80 años
Cada 18 de julio se repite el mismo curioso fenómeno: españoles de a pie que discuten sobre quién tuvo la culpa de la guerra civil, una cuestión que apenas han podido dilucidar los miles de libros y estudios que se han escrito sobre la materia. Porque la guerra civil española es, probablemente, el conflicto armado de un país sobre el que más ríos de tinta han corrido en toda la historia.
Estamos en 2016, se han cumplido 80 años del comienzo de la guerra civil, y los mayores nostálgicos del franquismo están en la izquierda. Afortunadamente, no toda. Joaquín Leguina ha dicho en Twitter no entender “una izquierda que quiere ganar ahora una guerra perdida en 1939 y que cree que desde 1975 en España no ha pasado nada bueno”. No se puede describir mejor el absurdo de una parte de la izquierda revanchista y maniquea, empeñada en dividir a los españoles y en considerar la contienda del 36 como una lucha entre clases sociales perfectamente delimitadas, una guerra de ricos contra pobres, de opresores contra oprimidos. En definitiva, entre malos y buenos.
Ha dicho Errejón: “Esta noche hace 80 años, (sic) las mejores de nuestras abuelas y abuelos comenzaban a salir en alpargatas a luchar por los humildes y la libertad”. No, señor Errejón. Había personas humildes en ambos bandos. Mi familia paterna pasó mucha hambre y penalidades en la zona roja de Madrid, y ni los republicanos ni los franquistas podían arrogarse el mérito de defender la libertad, tal como la entendemos hoy.
A mi abuelo José, trabajador y padre de familia numerosa, lo metieron prisionero en una checa de Madrid y le hubieran fusilado si no hubiera sido por la mediación de un allegado socialista. Su único “delito” fue ser católico practicante. Esta historia no la supe hasta hace bastante poco. Mi padre sí que nos contaba el hambre que pasó en la guerra (tenía entre 6 y 9 años), cómo un día comprobaron que un edificio adyacente había sido reducido a escombros por un bombardeo, o la imagen de “la bella tapada”, la estatua de La Cibeles protegida contra las bombas. Pero lo que más me impresionó fue el relato, recogido en su libro (“Yo también estuve allí”, pendiente de publicación), del regreso de la familia a Galicia. Cuando mi abuelo, el mismo que estuvo a punto de ser pasado por las armas por el bando republicano, escuchó las duras historias sobre la represión en Vigo, en zona nacional como toda Galicia, rompió a llorar. Se dio cuenta de que en el bando en el que él creía también se habían cometido atrocidades, asesinatos, o “paseos”, como se les llamaba entonces de forma eufemística.

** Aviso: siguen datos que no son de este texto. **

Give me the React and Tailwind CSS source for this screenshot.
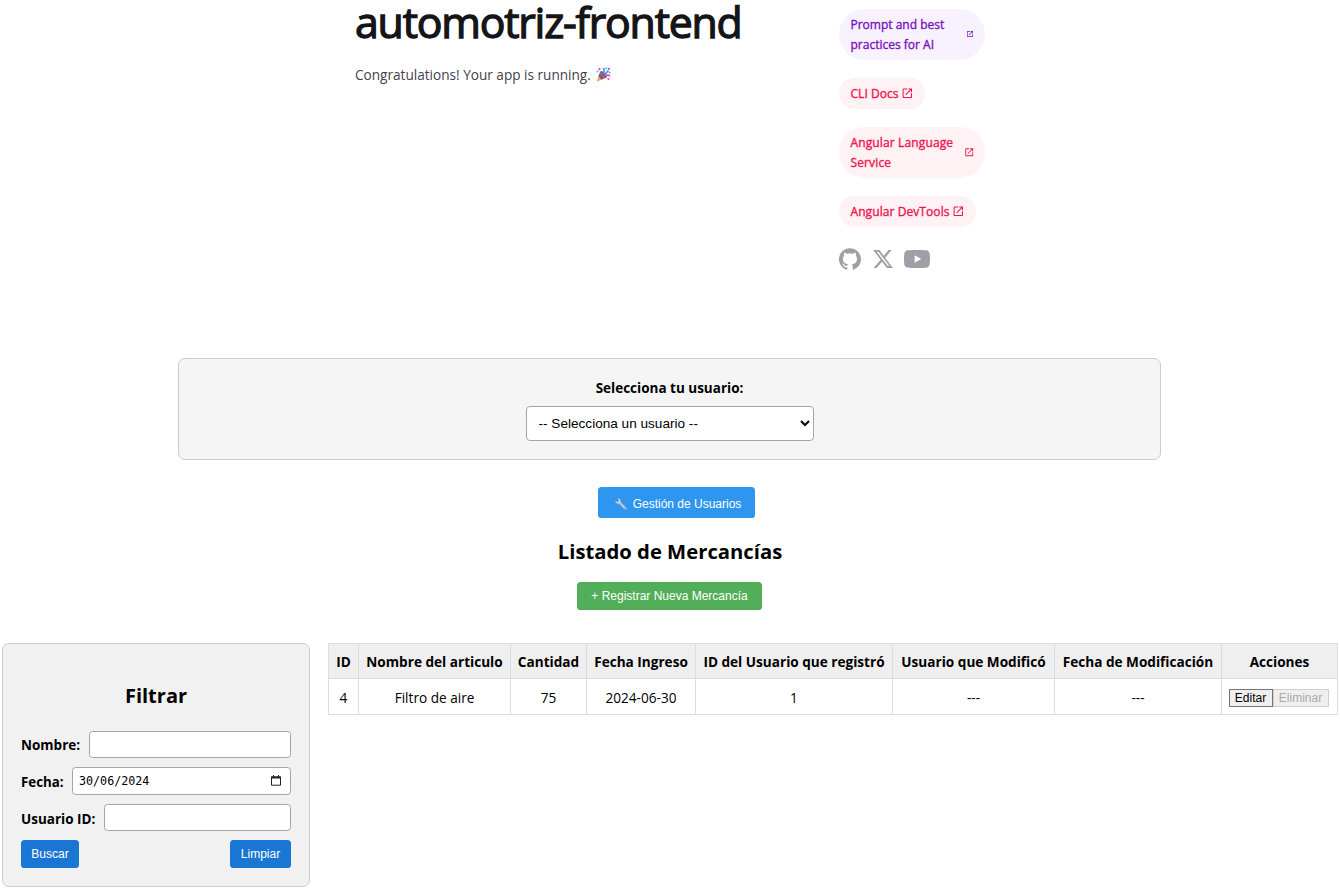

Mi abuelo tuvo siempre amigos de todo signo político, y mi padre también. Uno de los mejores amigos de mi padre fue el histórico socialista vallisoletano Leopoldo García Ortega, que combatió en el bando franquista durante la guerra civil (obligado, naturalmente), y cuya biografía puede leerse en este enlace de la Fundación Pablo Iglesias. Pocos años antes de morir, Leopoldo me reveló que él había dado refugio clandestino a Joaquín Delgado y Francisco Granados, anarquistas que fueron ejecutados a garrote vil en Madrid el 18 de agosto de 1963 acusados de haber puesto una bomba en la Sección de Pasaportes de la Dirección General de Seguridad en Madrid. Con su permiso y supervisión, conté la historia en un reportaje de Faro de Vigo. A mi padre le incomodó. Creía que no había necesidad de que se supiese aquello, tal vez porque se podrían reabrir viejas heridas.
Como periodista, solo puedo defender que se averigüe toda la verdad, pero la llamada “memoria histórica” no puede convertirse en un ejercicio de revanchismo, ni puede servir para echar por tierra lo conseguido durante la Transición, el espíritu de reconciliación. Afortunadamente, poco o nada se parece la España de 2016 a la de 1936, salvo en el afán de los que quieren dividirla, bien desde el independentismo o bien desde planteamientos populistas.